WORK INSTRUCTIONS:
Go through the material below and copy each line where the word "index" appears.

________________________

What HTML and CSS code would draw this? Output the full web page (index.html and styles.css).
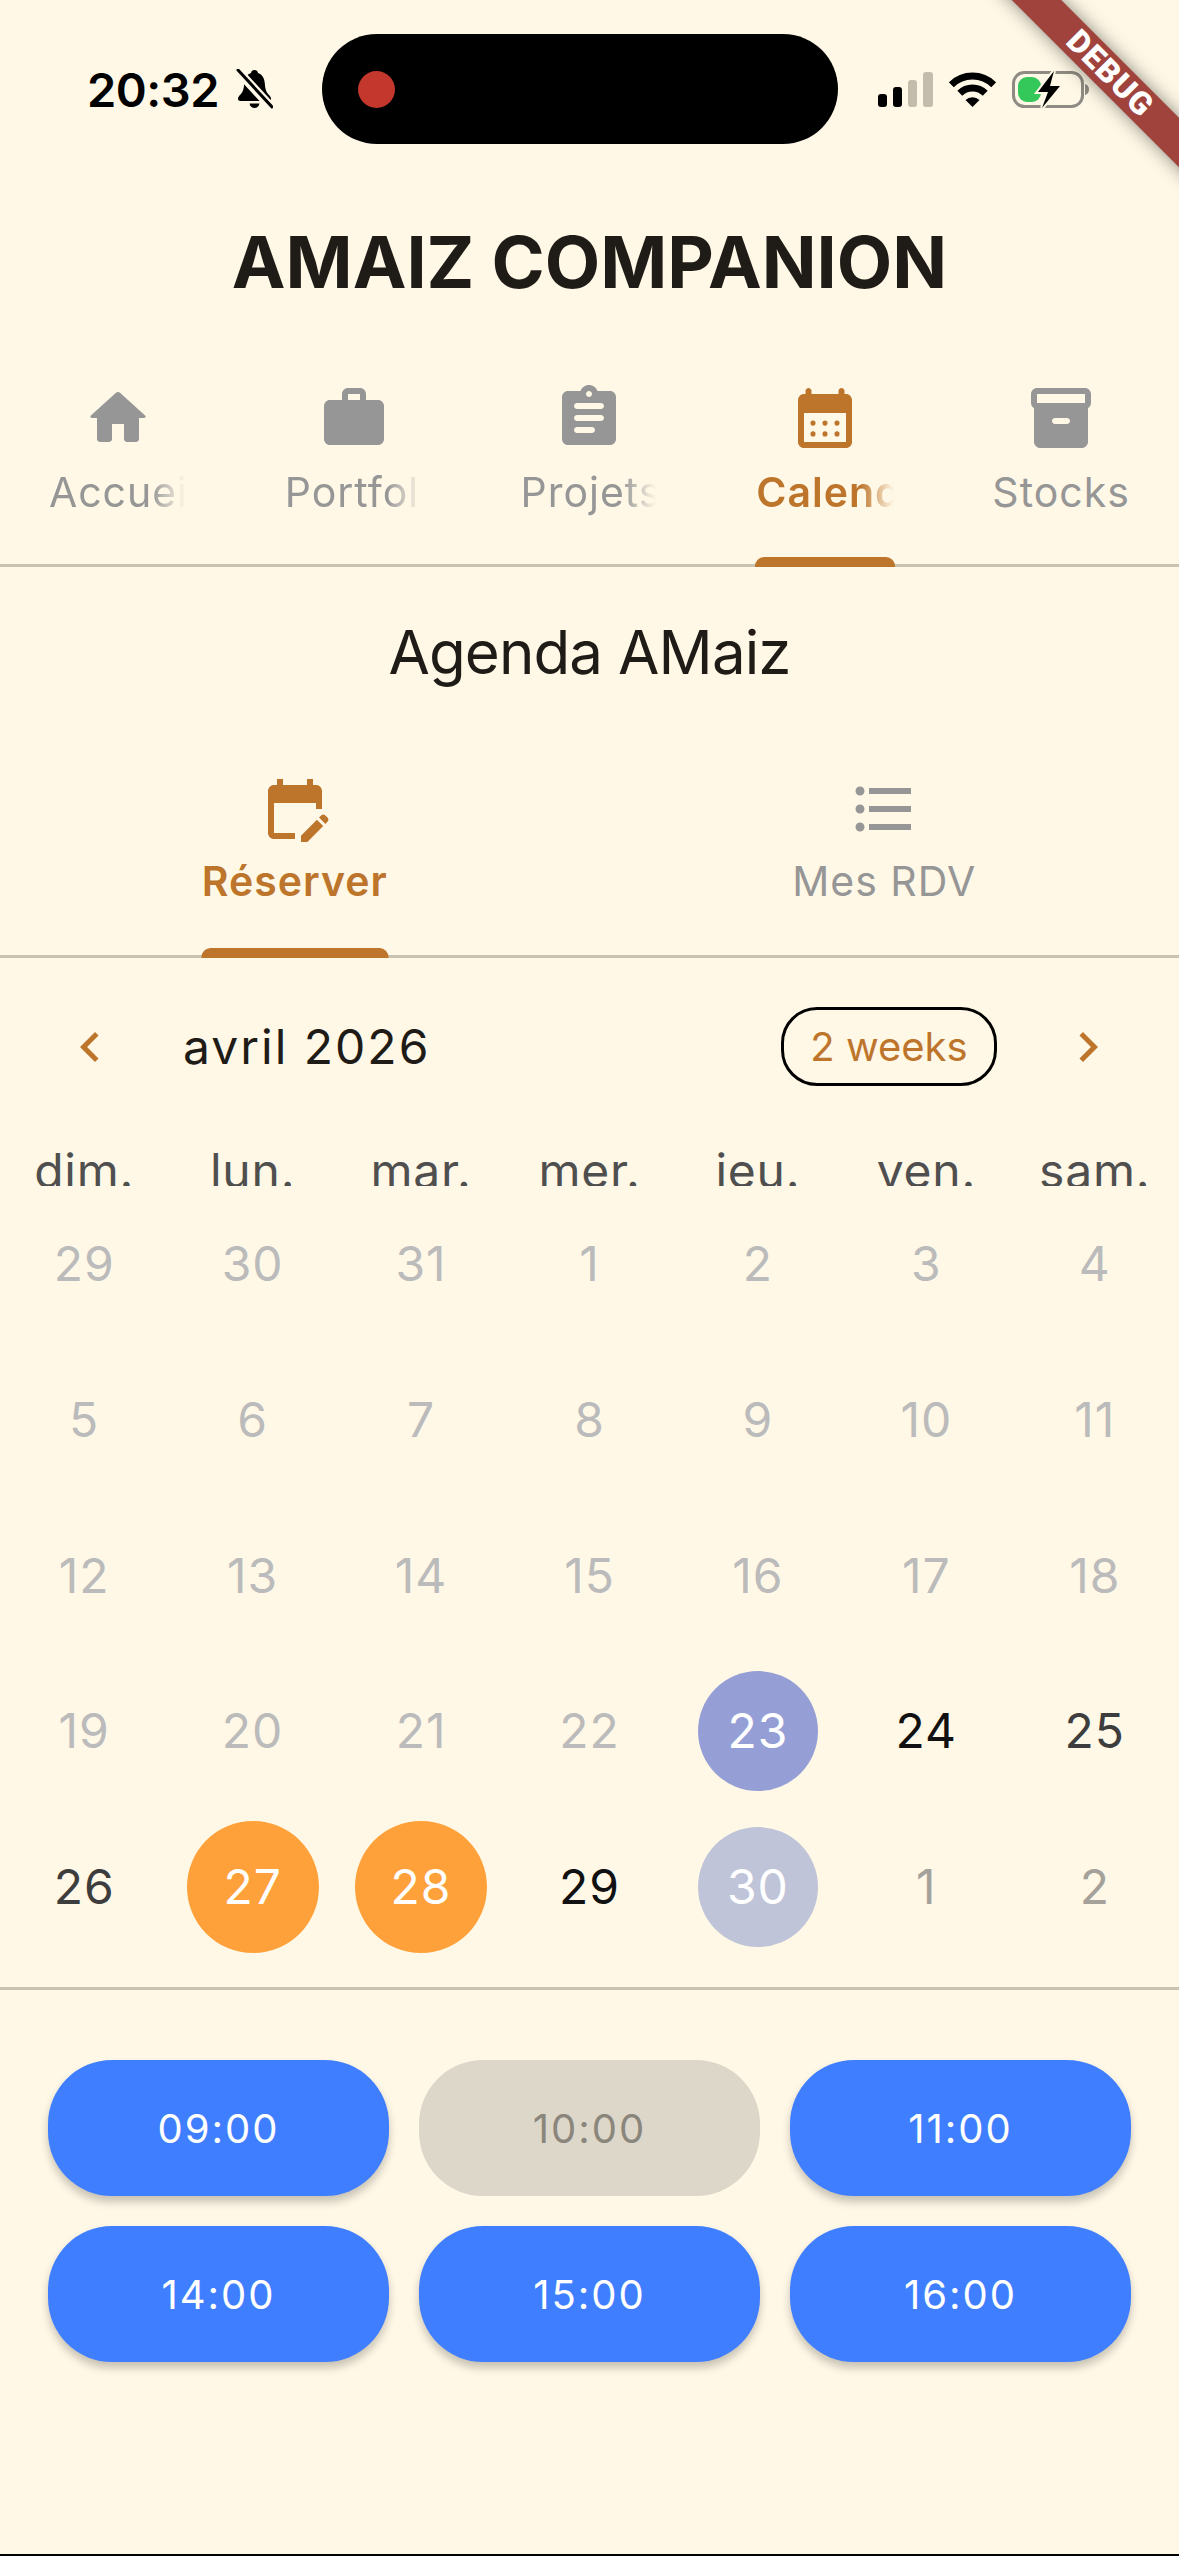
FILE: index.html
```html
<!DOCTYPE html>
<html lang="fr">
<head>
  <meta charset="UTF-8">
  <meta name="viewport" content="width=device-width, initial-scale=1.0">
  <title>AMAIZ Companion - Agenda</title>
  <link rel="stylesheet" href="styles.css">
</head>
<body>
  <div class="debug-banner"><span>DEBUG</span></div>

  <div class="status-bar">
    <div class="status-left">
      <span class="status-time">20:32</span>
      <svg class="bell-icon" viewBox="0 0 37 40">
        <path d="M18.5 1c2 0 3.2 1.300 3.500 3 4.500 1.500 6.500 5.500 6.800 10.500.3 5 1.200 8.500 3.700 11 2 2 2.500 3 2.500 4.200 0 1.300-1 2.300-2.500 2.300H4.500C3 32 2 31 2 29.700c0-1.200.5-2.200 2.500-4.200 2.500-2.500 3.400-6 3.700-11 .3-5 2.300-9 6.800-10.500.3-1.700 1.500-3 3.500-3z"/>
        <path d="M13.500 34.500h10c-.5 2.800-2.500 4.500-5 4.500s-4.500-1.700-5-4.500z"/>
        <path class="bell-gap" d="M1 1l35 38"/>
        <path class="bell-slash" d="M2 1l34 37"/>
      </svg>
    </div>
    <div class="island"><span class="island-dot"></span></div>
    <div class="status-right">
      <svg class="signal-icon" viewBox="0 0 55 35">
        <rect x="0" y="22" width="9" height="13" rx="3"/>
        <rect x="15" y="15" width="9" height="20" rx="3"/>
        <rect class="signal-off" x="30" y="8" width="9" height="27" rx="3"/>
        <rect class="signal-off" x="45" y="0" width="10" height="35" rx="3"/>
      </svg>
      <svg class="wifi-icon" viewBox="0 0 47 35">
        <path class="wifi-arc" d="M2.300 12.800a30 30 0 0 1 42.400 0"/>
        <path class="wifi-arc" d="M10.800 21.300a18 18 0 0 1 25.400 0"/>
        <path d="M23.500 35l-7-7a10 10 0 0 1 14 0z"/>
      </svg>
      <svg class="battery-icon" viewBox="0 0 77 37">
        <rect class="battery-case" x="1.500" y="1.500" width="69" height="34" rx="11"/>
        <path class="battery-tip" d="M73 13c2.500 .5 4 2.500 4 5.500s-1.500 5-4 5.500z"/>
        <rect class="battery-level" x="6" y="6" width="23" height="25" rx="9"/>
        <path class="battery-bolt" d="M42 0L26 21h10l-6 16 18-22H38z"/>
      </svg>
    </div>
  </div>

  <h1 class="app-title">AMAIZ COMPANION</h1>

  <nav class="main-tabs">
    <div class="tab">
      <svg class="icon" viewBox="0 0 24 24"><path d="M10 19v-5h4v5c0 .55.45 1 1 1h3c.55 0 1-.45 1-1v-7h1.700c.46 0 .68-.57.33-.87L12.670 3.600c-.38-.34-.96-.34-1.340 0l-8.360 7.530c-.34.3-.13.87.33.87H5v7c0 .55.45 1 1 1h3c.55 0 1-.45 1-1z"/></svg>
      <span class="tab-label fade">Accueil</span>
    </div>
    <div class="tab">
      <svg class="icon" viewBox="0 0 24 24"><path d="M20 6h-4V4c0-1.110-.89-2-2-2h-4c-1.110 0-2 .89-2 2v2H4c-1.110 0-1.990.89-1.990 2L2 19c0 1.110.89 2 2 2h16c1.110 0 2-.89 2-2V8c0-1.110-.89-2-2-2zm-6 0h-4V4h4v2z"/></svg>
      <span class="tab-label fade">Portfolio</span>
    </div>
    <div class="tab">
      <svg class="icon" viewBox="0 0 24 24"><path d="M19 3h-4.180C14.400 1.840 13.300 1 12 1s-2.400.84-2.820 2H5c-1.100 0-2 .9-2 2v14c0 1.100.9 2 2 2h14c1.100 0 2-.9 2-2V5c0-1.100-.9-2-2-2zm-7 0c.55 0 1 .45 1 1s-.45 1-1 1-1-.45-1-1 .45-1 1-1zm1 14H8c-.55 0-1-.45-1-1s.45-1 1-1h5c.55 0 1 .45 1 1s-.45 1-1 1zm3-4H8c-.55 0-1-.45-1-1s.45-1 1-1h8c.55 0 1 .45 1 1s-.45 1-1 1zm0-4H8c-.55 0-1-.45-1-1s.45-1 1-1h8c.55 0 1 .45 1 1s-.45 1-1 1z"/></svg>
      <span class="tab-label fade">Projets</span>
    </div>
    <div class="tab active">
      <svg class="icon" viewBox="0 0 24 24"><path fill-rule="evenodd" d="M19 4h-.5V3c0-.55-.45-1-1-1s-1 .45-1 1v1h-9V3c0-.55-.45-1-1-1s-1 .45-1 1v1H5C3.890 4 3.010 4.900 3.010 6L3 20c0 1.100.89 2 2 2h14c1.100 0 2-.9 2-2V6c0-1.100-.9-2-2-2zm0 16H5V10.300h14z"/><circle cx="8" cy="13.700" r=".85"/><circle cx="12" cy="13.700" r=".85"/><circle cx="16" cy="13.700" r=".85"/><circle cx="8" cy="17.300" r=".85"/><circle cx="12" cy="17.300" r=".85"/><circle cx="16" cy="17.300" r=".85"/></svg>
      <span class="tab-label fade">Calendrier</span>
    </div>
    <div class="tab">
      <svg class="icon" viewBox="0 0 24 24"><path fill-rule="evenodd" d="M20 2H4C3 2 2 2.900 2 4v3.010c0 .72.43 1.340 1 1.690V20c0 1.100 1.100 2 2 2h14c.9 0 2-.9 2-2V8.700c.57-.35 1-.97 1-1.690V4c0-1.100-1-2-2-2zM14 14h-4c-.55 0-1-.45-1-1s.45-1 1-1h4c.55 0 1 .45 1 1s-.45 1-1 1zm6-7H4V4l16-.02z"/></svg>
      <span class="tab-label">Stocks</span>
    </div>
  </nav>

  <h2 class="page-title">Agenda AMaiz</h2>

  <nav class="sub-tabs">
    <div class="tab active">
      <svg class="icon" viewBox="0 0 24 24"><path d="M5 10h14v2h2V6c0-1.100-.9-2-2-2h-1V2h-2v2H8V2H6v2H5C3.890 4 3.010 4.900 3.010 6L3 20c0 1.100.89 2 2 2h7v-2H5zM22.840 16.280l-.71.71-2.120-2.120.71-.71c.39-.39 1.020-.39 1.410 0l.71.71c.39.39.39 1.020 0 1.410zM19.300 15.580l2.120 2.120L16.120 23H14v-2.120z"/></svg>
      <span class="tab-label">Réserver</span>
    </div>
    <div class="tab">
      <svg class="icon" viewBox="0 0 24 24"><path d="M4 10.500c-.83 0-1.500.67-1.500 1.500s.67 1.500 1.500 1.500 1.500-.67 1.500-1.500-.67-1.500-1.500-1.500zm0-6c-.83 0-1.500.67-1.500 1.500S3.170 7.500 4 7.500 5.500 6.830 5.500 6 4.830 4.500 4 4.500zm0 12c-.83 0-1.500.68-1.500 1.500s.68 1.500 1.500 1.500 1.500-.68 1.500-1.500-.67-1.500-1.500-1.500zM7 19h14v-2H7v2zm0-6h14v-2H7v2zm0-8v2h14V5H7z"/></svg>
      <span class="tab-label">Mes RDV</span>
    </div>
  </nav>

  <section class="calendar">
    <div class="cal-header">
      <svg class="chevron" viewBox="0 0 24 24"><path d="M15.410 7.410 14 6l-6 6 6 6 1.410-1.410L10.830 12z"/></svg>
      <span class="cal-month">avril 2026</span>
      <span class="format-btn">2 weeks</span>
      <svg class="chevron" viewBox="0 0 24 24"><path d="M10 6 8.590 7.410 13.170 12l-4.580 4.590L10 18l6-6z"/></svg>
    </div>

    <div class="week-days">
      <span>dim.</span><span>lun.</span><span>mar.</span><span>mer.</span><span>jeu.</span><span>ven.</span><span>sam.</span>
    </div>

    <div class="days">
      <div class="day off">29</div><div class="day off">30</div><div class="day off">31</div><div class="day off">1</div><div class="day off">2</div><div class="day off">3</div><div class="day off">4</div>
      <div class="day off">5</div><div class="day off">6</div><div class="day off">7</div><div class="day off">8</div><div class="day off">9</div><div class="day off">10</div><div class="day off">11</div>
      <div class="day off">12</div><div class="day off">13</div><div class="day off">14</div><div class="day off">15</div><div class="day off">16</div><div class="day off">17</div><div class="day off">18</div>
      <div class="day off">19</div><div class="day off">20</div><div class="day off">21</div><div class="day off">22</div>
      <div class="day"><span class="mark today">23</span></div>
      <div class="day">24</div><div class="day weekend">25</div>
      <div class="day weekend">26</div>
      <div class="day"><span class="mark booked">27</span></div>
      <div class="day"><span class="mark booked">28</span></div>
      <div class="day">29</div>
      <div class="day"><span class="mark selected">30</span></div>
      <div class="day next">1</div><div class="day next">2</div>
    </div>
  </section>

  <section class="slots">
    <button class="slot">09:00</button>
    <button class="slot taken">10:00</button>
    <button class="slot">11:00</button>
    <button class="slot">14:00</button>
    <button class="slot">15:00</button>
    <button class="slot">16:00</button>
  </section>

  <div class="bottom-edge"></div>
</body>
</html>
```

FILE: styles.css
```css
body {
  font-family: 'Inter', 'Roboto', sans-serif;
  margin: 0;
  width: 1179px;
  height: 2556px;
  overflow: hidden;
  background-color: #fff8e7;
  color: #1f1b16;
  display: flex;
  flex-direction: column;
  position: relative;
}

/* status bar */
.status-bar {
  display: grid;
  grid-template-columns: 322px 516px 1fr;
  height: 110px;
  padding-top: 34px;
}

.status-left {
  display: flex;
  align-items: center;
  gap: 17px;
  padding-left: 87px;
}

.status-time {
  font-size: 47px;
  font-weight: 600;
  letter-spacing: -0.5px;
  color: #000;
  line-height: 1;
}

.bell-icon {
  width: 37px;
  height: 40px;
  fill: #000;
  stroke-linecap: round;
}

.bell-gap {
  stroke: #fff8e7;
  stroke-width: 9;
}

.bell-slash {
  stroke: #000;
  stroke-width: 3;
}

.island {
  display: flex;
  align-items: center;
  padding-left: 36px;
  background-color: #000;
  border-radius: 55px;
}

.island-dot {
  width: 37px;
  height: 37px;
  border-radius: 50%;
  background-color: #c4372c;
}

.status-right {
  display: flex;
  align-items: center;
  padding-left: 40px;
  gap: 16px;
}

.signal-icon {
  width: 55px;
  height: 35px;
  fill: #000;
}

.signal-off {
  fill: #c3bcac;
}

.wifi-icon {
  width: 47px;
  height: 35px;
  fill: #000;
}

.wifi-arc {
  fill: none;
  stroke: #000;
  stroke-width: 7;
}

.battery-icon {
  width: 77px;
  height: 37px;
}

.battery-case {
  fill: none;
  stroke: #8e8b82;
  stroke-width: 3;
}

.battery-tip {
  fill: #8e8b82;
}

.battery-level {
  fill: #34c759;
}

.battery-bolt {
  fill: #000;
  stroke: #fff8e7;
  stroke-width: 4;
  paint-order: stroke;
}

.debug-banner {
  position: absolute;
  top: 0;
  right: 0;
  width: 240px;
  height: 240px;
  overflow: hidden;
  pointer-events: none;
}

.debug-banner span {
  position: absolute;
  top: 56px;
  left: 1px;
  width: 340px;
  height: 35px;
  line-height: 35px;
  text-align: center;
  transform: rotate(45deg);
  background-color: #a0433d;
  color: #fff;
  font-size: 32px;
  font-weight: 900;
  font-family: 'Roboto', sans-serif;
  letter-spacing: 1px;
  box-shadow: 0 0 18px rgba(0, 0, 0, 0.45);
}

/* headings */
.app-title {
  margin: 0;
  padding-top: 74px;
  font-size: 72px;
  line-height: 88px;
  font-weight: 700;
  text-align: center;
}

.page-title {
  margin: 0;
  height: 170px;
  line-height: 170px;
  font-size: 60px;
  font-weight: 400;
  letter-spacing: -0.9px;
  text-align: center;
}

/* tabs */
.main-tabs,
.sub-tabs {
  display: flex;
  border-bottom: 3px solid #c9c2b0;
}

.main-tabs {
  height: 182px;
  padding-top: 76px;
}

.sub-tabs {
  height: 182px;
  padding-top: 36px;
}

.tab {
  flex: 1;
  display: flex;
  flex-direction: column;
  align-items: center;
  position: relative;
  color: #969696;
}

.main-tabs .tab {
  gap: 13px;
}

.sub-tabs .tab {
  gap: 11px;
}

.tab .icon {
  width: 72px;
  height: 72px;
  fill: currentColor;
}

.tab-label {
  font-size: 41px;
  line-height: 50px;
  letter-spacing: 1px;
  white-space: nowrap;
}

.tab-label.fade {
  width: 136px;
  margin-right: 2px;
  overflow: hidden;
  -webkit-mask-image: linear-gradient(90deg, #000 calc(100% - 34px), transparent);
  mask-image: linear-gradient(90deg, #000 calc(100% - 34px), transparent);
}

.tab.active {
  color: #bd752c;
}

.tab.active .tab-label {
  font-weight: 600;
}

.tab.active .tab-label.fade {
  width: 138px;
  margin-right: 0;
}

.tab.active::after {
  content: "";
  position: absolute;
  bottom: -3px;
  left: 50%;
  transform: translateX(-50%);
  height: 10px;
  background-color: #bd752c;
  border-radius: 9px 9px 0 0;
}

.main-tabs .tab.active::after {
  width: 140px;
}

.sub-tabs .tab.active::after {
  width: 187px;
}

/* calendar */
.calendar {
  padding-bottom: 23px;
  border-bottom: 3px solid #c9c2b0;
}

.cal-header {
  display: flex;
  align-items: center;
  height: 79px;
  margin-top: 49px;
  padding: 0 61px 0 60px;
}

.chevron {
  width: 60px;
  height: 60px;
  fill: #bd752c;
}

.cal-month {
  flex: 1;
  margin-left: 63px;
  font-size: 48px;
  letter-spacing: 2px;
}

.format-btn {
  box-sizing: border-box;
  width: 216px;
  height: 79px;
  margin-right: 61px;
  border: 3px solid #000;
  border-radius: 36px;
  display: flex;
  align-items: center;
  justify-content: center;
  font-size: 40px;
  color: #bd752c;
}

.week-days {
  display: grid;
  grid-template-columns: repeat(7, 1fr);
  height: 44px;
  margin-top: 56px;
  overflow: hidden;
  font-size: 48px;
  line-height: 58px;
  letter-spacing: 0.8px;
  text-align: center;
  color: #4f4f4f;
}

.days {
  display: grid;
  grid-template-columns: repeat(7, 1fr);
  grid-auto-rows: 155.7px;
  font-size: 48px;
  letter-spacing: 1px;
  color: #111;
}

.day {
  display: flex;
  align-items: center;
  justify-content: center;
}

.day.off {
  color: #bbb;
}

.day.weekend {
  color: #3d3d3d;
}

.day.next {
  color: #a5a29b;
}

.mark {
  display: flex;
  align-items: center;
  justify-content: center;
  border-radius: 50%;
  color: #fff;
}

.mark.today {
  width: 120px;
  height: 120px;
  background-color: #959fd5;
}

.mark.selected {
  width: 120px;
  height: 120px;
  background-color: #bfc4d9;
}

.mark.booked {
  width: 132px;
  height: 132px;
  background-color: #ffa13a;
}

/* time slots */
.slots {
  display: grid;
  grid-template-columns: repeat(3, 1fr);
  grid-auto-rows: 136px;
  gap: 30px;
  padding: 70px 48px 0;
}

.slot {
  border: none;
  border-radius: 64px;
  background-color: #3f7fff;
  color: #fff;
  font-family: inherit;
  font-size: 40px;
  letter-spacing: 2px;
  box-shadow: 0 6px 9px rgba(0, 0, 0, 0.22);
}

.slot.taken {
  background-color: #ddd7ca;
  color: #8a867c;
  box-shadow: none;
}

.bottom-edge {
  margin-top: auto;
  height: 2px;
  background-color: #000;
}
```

________________________

RESULT OF THIS TASK:
What HTML and CSS code would draw this? Output the full web page (index.html and styles.css).
FILE: index.html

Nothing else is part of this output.